Old magazines give glimpse of the past; connect to future
Published 4:00 am Thursday, November 27, 2008
- A hundred years ago, these old magazines, and others like them, were one of the only ways that sportsmen could keep up to date with what was working for other hunters and trappers around the country.
“A hundred years ago, hunting was scarcely ever looked upon as a sport, or recreation. It was a necessity. The large game that we never see now, except in certain localities and remote sections, were common nearly everywhere. The settler’s sheep and pigs and calves often suffered from the nightly forays of wolves, bears and panthers, and the sturdy pioneer was often obliged to face the fierce denizens of the forest to protect his stock and many adventures and conflicts were experienced that the outside world knows not of.”
Those words were penned by Jasper T. Jennings for the December 1908 issue of Hunter Trader Trapper magazine. Jennings wrote that the early 1800s marked the golden age of hunting. He had no idea that, in 40 years, another golden age would begin as game populations flourished in places where they had been missing for decades.
When I was a kid, several old-timers passed their old hunting and fishing magazines on to me. I remember a pile of 20-year old Sports Afield, Field and Stream and Outdoor Life magazines that I carted home one day. The stories from O’Connor, Trueblood and Park smelled of mildew, but they reeked of adventure.
My friend Jim Dickerson is a collector of hunting items. He recently inherited a box of Hunter Trader Trapper magazines and brought me a stack, to help me remember.
Change was rampant in the early 1900s. Albert Einstein presented his quantum theory of light in 1908, the same year that Butch Cassidy and the Sundance Kid were (reportedly) killed and Geronimo died. And the Boy Scout movement was founded in England at the same time President Teddy Roosevelt declared parts of the Klamath Basin the first federal wildlife refuge.
Hunter Trader Trapper provided glimpses into life a century ago. At the time, the 30-06 round was only two years old and had not gained much traction among hunters. The 38-55 (a blackpowder round) was a popular cartridge. A used 1894 Winchester fetched the princely sum of $12. A 12-gauge double cost $15.85 in a time when the average U.S. worker made between $200 and $400 a year.

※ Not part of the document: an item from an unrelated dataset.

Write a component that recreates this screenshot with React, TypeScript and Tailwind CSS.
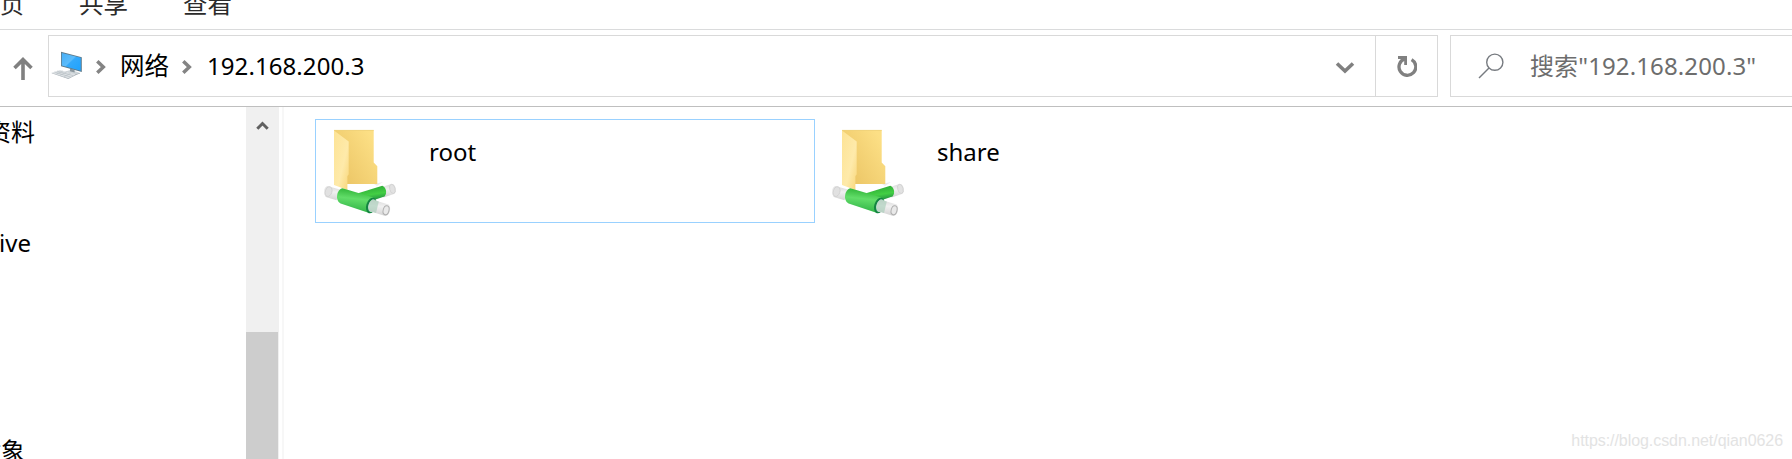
import { ReactNode } from "react";
import { clsx } from "clsx";

const tabs = ["共享", "查看"];

const NetworkComputerIcon = () => (
    <svg width="32" height="32" viewBox="0 0 32 32" className="shrink-0">
        <defs>
            <linearGradient id="screen" x1="0" y1="0" x2="1" y2="1">
                <stop offset="0" stopColor="#45adf6" />
                <stop offset="0.45" stopColor="#5cbcfb" />
                <stop offset="0.5" stopColor="#33a9fb" />
                <stop offset="1" stopColor="#1fa2fd" />
            </linearGradient>
        </defs>
        <path d="M14.5 23.4l5.5-1.6 9 3.2-5 1.6z" fill="#cdd4d8" />
        <path d="M14.5 23.4l9.5 3.2 5-1.6v.6l-5 1.6-9.5-3.2z" fill="#8e999f" />
        <path d="M19 20.5l4.6 1.3v2.7l-4.6-1.2z" fill="#8b979e" />
        <path d="M10 3.8l20.8 5.4v14.9L10 18.2z" fill="#5f7a8a" />
        <path d="M10.8 4.9l19 4.9v13L10.8 17.5z" fill="url(#screen)" />
        <path d="M.7 24.8L9 22l16 4.3-7.7 4.2z" fill="#dde1e4" />
        <path d="M.7 24.8v.5l16.6 5.8 7.7-4.2v-.6l-7.7 4z" fill="#a6afb5" />
        <path d="M3.5 24l16.2 5.1M6 23.1l16.4 4.6M5.5 26l6.3-2.9M9 27.2l6.6-3M13 28.6l6.6-3.2" stroke="#b4bcc1" strokeWidth="0.6" />
    </svg>
);

const Chevron = ({ className }: { className?: string }) => (
    <svg width="10" height="16" viewBox="0 0 10 16" fill="none" stroke="#848484" strokeWidth="3.5" className={clsx("shrink-0", className)}>
        <path d="M1.3 2.2L7.3 8l-6 5.8" />
    </svg>
);

const SharedFolderIcon = ({ id }: { id: string }) => (
    <svg width="74" height="90" viewBox="0 0 74 90" className="shrink-0">
        <defs>
            <linearGradient id={`${id}-back`} x1="0.2" y1="0.9" x2="1" y2="0.3">
                <stop offset="0" stopColor="#ecc666" />
                <stop offset="1" stopColor="#fcdf85" />
            </linearGradient>
            <linearGradient id={`${id}-flap`} x1="0" y1="0" x2="1" y2="1">
                <stop offset="0" stopColor="#fde395" />
                <stop offset="0.6" stopColor="#feeaaa" />
                <stop offset="1" stopColor="#f8d679" />
            </linearGradient>
            <linearGradient id={`${id}-pipe`} x1="0.55" y1="0.1" x2="0.42" y2="0.9">
                <stop offset="0" stopColor="#38bb40" />
                <stop offset="0.4" stopColor="#62dd69" />
                <stop offset="1" stopColor="#35b74a" />
            </linearGradient>
            <linearGradient id={`${id}-branch`} x1="0.4" y1="0.1" x2="0.6" y2="0.9">
                <stop offset="0" stopColor="#2fae38" />
                <stop offset="0.5" stopColor="#43cf44" />
                <stop offset="1" stopColor="#1c8540" />
            </linearGradient>
            <linearGradient id={`${id}-tube`} x1="0.5" y1="0" x2="0.4" y2="1">
                <stop offset="0" stopColor="#dadada" />
                <stop offset="0.4" stopColor="#f0f0f0" />
                <stop offset="1" stopColor="#d2d2d2" />
            </linearGradient>
        </defs>
        <path d="M51 56l9-2-6 4z" fill="#ededed" />
        <path d="M11 2h39.7v32.5l3.6 3.8V56H11z" fill={`url(#${id}-back)`} />
        <path d="M11 2.4h39.7" stroke="#efd17a" strokeWidth="0.8" />
        <path d="M11 2.4l14.7 11.2V46.5l-1.3 1.5v14L11 57z" fill={`url(#${id}-flap)`} />
        <path d="M58 59.3l10.5-3.4c3.8 0 6.2 6.8 3.2 9.8L60.5 69.5z" fill={`url(#${id}-tube)`} />
        <ellipse cx="69.4" cy="60.9" rx="2.7" ry="4.7" transform="rotate(-14 69.4 60.9)" fill="#e2e2e2" stroke="#cfcfcf" strokeWidth="0.7" />
        <path d="M35 65.3l24.3-7.5c3.6 1.2 5.3 7 2.2 10.8L42 75z" fill={`url(#${id}-branch)`} />
        <path d="M5 58.3l12 3.2-3.5 10.7-10-3C-.5 66 .6 58.3 5 58.3z" fill={`url(#${id}-tube)`} />
        <ellipse cx="5.6" cy="63.6" rx="3.3" ry="5" transform="rotate(18 5.6 63.6)" fill="#e1e1e1" stroke="#cdcdcd" strokeWidth="0.7" />
        <path d="M19.5 60.3L50.5 69.5l-4.4 15.6-28.5-9.5c-6.2-3.5-3.6-14.4 1.9-15.3z" fill={`url(#${id}-pipe)`} />
        <ellipse cx="48.3" cy="77.5" rx="5" ry="8.1" transform="rotate(18 48.3 77.5)" fill="#148542" />
        <ellipse cx="49.3" cy="77.7" rx="4" ry="6.6" transform="rotate(18 49.3 77.7)" fill="#9cd0b2" />
        <path d="M49.8 71.7l15.8 4.8c3.2 3 1.2 11.4-3.3 11.5L47 83.2c-2.8-3.2-1-10.2 2.8-11.5z" fill={`url(#${id}-tube)`} />
        <path d="M49.8 71.7l6 1.8-2.8 11.5-6-1.8c-2.8-3.2-1-10.2 2.8-11.5z" fill="#a3cbb5" fillOpacity="0.6" />
        <ellipse cx="63.1" cy="82.2" rx="2.9" ry="4.6" transform="rotate(14 63.1 82.2)" fill="#e9e9e9" stroke="#b0b0b0" strokeWidth="1" />
    </svg>
);

const ShareItem = ({ name, selected }: { name: string; selected?: boolean }) => (
    <div className={clsx("flex h-[104px] w-[500px] border pl-[7px] pt-[8px]", selected ? "border-[#99d1ff]" : "border-transparent")}>
        <SharedFolderIcon id={name} />
        <span className="ml-[32px] mt-[8px] h-8 leading-8">{name}</span>
    </div>
);

const TreeLabel = ({ children, className }: { children: ReactNode; className?: string }) => (
    <div className={clsx("flex h-8 shrink-0 justify-end whitespace-nowrap leading-8", className)}>{children}</div>
);

const App = () => {
    return (
        <div className="relative flex h-[459px] w-[1792px] flex-col overflow-hidden bg-white font-['Noto_Sans','Noto_Sans_CJK_SC',sans-serif] text-[24px] text-black">
            {/* ribbon tabs */}
            <div className="flex h-[30px] shrink-0 border-b border-[#dadbdc] text-[#2b2b2b]">
                <div className="-mt-[12px] flex h-8 w-[24px] justify-end leading-8">
                    <span>页</span>
                </div>
                {tabs.map((tab) => (
                    <span key={tab} className="-mt-[12px] ml-[55px] h-8 w-[49px] text-[24.5px] leading-8">{tab}</span>
                ))}
            </div>

            {/* address bar */}
            <div className="flex h-[77px] shrink-0 border-b border-[#bfbfbf] pt-[5px]">
                <div className="flex h-[62px] w-[48px] shrink-0 items-center pl-[13px]">
                    <svg width="20" height="24" viewBox="0 0 20 24" fill="none" stroke="#808080" strokeWidth="3.6" className="mt-[6px]">
                        <path d="M10 23V3M1.5 11L10 2.6l8.5 8.4" />
                    </svg>
                </div>
                <div className="flex h-[62px] w-[1390px] shrink-0 items-center border border-[#d9d9d9]">
                    <div className="-mt-[4px] ml-[2px]"><NetworkComputerIcon /></div>
                    <Chevron className="ml-[13px] mt-[2px]" />
                    <span className="ml-[14px] h-8 w-[49px] text-[24.5px] leading-8">网络</span>
                    <Chevron className="ml-[13px] mt-[2px]" />
                    <span className="ml-[15px] h-8 tracking-[0.08px] leading-8">192.168.200.3</span>
                    <svg width="20" height="14" viewBox="0 0 20 14" fill="none" stroke="#808080" strokeWidth="3.6" className="ml-auto mr-[20px] mt-[3px]">
                        <path d="M2 2.5l8 7.6 8-7.6" />
                    </svg>
                    <div className="flex h-full w-[62px] items-center justify-center border-l border-[#d9d9d9]">
                        <svg width="21" height="24" viewBox="0 0 21 24" fill="none" stroke="#808080" className="mt-[2px]">
                            <path d="M15.6 4.6A8.4 8.4 0 1 1 8.8 3.9" strokeWidth="3.3" />
                            <path d="M2 2.5h7.6V10" strokeWidth="2.8" />
                        </svg>
                    </div>
                </div>
                <div className="ml-[12px] flex h-[62px] w-[360px] shrink-0 items-center border border-[#d9d9d9] text-[#6d6d6d]">
                    <svg width="26" height="26" viewBox="0 0 26 26" fill="none" stroke="#777b80" strokeWidth="1.4" className="ml-[27px]">
                        <circle cx="16.8" cy="9.2" r="8.1" />
                        <path d="M11 15L1 25" />
                    </svg>
                    <span className="ml-[26px] h-8 tracking-[0.12px] leading-8">搜索"192.168.200.3"</span>
                </div>
            </div>

            <div className="flex min-h-0 flex-1">
                {/* navigation tree */}
                <div className="w-[246px] shrink-0 overflow-hidden">
                    <div className="flex w-[35px] flex-col">
                        <TreeLabel className="mt-[9px]">资料</TreeLabel>
                        <TreeLabel className="mt-[79px] pr-[4px]">OneDrive</TreeLabel>
                        <TreeLabel className="mt-[176px] pr-[10px]">3D 对象</TreeLabel>
                    </div>
                </div>
                <div className="flex w-[33px] shrink-0 flex-col bg-[#f0f0f0]">
                    <svg width="33" height="225" viewBox="0 0 33 225" fill="none" stroke="#606060" strokeWidth="3" className="shrink-0">
                        <path d="M11.3 21.7l5.2-5.2 5.2 5.2" />
                    </svg>
                    <div className="w-[32px] flex-1 bg-[#cdcdcd]" />
                </div>
                <div className="ml-[3px] w-[2px] shrink-0 bg-[#f7f7f7]" />

                {/* shares */}
                <div className="flex gap-[8px] pl-[31px] pt-[12px]">
                    <ShareItem name="root" selected />
                    <ShareItem name="share" />
                </div>
            </div>

            <span className="absolute bottom-[8px] right-[9px] font-['Liberation_Sans',Arial,sans-serif] text-[16px] leading-5 tracking-[-0.06px] text-[#e3e3e3]">
                https://blog.csdn.net/qian0626
            </span>
        </div>
    );
};

export default App;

A sportsman could put a few dollars back in the family budget by hunting and gathering. Advertisements pled for skunk, opossum and raccoon hides and ginseng root. A hunter could buy ferrets trained to drive rabbits, or live jackrabbits to stock a preserve, or a silencer to keep from alarming the neighbors when shooting rabbits close to home. All this for 10 cents an issue.
A C.M. Holcomb from Douglas County, Oregon, wrote to report fair trapping and fine hunting with “some few elk, plenty of deer, bear, cougar and bobcats, a few wolves and coyotes, beaver, otter, mink, coon, skunk, civet cat and marten.” He went on to say that “the North Umpqua is the best trout stream in Oregon.”
HTT published letters from boys and girls as young as 10 that described their hunting and trapping efforts. Their stories reminded me of my grandfathers, one from Idaho and one from Minnesota, who probably read similar magazines.
As young boys in the 1920s and ’30s, they hunted for necessity, not sport. My dad’s dad, from the time he was old enough to keep a rifle barrel out of the dirt, spent afternoons hunting rabbits to feed his younger brothers and sisters. My maternal grandfather shot squirrels and pheasants for the table with his single-shot Stevens .22.
Neither one hunted deer. There was not enough big game in their areas to make it worthwhile. That all changed in the late 1940s and 1950s, when timber harvest, predator control, better game laws and scientific management brought back the mule deer, blacktails, whitetails, elk, antelope and wild turkey.
Times and politics change, and game populations go through cycles of abundance and scarcity. Sometimes we hunt for necessity, sometimes for sport, but we are always stewards of the resource, making use of the animal and managing for the young boys and girls that follow our footsteps. Today, the Internet keeps us up to date like never before.
The modern sportsman, young or old, can connect through sites like www.ifish.net, www.sportsmanstradingpost.com, www.nrahuntersrights.org, www.bivwak.com, www.pursuetheoutdoors.com, www.steelheader.net, www.hook.tv, www.fisheyesoup.com, www.monstermuleys.com and many others. And state game and fish agencies continually upgrade their site content.
Oregon has a new interactive map (www.dfw.state.or.us/resources/hunting/map) that features wildlife areas, refuges and lands open to hunting through the Access and Habitat programs. Each area is tagged with a bubble that provides information about the species, size of the area, access periods and special regulations. The ODFW site is a user-friendly connection, especially valuable for those new to hunting or new to the state.
Interactive maps and hunting and fishing blogs may be the latest ways for sportsmen to connect, but the concept is as old as art on a cavern wall.
Going through the stack of Hunter Trader Trappers, I found that the cover price climbed in the early 1920s. Rising transportation and printing costs drove up the per-copy price to 15 cents, then 20, then 25 cents. The more things change, the more they stay the same.